Un hombre que se sabe condenado a muerte por la enfermedad y que le quedan, exagerando, algunas semanas de vida, se revuelve en la cama sin conseguir conciliar el sueño. A su lado duerme la esposa, atiborrada de somníferos y tranquilizantes, para conseguir un pequeño oasis de olvido en el cotidiano desierto de angustia que está obligada a atravesar. El hombre enciende la luz y mira fijamente el despertador en la mesita de noche: cada segundo que pasa siente aproximarse el paso de la muerte. Las primeras luces del amanecer siempre son un momento crítico para quien tiene malas intenciones; el hombre comprende que se le ha acabado la capacidad de coger por los cuernos los pocos días que le quedan. No sólo es la muerte, sino saber que se va a morir y que el reloj ya tiene muy poca arena en la parte superior. Se levanta de la cama en silencio, para no turbar el sueño de la mujer, se viste, se guarda el revólver en el bolsillo, sale decidido a matarse lejos de casa para evitar que el ruido del tiro despierte a la mujer y lo descubra agonizante entre las sábanas empapadas de sangre.

Cuando llega a la calle, ve a Cocò Alletto en el guardarruedas, como un búho.

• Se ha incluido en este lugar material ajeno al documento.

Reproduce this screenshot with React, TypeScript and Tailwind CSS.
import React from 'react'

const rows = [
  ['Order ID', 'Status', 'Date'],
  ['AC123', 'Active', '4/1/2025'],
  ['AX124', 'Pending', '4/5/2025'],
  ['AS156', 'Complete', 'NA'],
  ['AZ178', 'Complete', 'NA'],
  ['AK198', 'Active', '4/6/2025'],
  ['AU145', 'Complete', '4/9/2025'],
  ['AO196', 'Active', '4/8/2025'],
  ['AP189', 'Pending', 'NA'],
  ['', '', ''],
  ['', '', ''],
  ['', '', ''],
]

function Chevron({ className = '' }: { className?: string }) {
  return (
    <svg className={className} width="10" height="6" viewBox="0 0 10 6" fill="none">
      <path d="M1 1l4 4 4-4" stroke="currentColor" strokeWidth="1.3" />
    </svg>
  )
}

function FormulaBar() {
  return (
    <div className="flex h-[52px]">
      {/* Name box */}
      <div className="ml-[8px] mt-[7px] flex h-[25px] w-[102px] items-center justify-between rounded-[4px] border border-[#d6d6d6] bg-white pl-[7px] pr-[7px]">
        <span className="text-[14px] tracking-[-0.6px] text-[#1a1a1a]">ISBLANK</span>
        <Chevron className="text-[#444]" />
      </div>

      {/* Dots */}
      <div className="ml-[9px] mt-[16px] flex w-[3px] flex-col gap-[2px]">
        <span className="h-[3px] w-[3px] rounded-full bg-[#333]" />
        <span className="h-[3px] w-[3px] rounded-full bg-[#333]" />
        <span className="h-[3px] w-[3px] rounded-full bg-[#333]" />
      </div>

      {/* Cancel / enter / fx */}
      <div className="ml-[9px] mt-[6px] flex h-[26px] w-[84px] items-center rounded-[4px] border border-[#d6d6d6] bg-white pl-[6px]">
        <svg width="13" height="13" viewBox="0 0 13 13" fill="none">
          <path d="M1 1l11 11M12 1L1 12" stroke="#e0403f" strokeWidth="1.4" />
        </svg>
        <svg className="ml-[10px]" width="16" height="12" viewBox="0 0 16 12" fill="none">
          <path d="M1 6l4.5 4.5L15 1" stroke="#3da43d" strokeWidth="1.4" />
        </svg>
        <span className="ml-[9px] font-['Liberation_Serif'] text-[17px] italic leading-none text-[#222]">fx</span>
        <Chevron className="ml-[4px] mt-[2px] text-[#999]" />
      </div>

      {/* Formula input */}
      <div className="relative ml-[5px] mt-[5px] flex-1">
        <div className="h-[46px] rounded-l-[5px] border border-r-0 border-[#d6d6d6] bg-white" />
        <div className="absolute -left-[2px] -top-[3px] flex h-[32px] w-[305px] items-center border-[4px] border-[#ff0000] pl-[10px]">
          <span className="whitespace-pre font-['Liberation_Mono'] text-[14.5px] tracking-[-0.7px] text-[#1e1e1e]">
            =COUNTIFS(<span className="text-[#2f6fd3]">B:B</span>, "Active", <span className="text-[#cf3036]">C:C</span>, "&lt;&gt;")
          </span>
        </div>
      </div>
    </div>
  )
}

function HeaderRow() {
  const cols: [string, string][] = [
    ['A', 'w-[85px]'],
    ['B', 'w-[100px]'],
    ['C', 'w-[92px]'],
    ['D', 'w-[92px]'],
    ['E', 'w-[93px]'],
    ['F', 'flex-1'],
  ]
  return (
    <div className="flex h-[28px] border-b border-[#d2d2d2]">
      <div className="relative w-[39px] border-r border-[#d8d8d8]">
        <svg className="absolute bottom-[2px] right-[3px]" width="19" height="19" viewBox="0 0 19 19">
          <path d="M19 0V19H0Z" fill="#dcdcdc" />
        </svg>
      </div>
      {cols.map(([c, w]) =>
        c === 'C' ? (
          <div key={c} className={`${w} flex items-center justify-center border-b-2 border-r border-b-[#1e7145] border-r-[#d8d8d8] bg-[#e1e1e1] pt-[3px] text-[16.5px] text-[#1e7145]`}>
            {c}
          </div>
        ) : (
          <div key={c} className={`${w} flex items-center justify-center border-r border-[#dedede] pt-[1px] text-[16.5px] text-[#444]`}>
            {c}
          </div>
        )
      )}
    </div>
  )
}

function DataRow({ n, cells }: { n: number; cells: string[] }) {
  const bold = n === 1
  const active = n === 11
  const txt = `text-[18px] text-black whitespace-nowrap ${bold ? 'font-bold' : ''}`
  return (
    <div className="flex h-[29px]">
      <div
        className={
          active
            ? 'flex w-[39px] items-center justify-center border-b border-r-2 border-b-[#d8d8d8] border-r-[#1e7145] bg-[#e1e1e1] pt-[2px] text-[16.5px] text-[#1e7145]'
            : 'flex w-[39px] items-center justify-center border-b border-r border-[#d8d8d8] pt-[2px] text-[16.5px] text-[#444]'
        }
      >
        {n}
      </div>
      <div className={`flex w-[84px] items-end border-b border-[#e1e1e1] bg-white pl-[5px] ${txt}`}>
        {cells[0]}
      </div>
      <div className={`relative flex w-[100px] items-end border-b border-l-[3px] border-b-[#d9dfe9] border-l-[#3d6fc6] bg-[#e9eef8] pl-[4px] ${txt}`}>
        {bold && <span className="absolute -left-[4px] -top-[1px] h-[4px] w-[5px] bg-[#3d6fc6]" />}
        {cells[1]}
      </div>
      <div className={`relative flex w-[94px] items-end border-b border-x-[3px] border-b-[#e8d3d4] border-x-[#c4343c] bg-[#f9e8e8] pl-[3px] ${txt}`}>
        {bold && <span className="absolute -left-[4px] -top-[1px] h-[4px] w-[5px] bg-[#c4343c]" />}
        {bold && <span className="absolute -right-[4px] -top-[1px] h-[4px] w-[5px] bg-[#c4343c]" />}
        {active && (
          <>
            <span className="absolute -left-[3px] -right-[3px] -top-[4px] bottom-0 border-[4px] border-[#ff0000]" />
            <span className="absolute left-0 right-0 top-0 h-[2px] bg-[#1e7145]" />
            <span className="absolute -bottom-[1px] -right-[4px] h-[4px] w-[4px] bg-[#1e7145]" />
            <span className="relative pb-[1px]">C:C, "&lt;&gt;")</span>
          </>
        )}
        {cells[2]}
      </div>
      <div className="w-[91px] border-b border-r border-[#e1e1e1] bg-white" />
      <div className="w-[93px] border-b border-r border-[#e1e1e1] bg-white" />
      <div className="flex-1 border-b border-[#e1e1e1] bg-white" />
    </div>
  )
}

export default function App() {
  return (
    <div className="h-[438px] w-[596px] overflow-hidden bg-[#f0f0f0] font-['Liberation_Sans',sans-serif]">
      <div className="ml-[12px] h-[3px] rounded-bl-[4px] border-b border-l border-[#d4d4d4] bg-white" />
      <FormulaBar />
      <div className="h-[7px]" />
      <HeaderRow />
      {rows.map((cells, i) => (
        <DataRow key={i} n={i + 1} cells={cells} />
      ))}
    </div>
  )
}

Permanece allí, inmóvil. Espera.

«Espera mi funeral», piensa el hombre.

Entonces se pone frente a Cocò, que lo mira con expresión interrogante, saca el revólver y, sin pensarlo dos veces, dispara. En la cara, para borrar la mirada de la muerte que ha clavado los ojos en los suyos. Y enseguida comprende que la muerte no puede morir por un disparo de revólver. Se da cuenta de la inutilidad, de lo absurdo de su acción: el homicidio gratuito lo ha dejado vacío; ahora apenas tiene fuerzas para volver a casa, junto a la mujer ignorante.

En cuanto llegó al despacho, telefoneó a Jacomuzzi, el jefe de la policía científica de la comisaría de Montelusa. Le contestaron que estaba en reunión, que le trasmitirían el mensaje y que él lo llamaría en cuanto acabara.

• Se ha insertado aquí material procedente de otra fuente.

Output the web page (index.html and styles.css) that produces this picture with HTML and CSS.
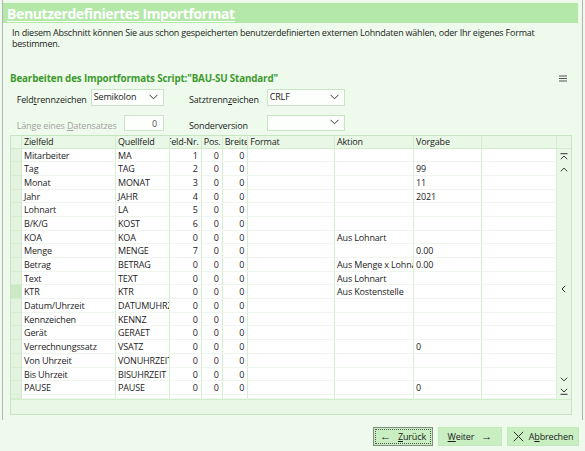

Los de la científica tenían el proyectil que había matado a Cocò Alletto y el que había entrado en el corazón de Gegè Nicotra. Y su revólver. Si los dos proyectiles resultaran proceder de la misma arma, su hipótesis se confirmaría de manera irrevocable, como si Gegè hubiera confesado el delito.

Sonrió, satisfecho.

¿Y después?

La pregunta repentina le atravesó el cerebro. La satisfacción que sentía comenzó a evaporarse. ¿Y luego?

¿Declarar culpable de homicidio a un muerto que yacía a pocos pasos de la tumba de su víctima tenía sentido?

¿Sumergir a la viuda en un mar de dolor nuevo y distinto sólo para su satisfacción personal?

Sonó el teléfono.

—¿Qué querías? —preguntó Jacomuzzi.

—Nada —contestó el comisario Montalbano.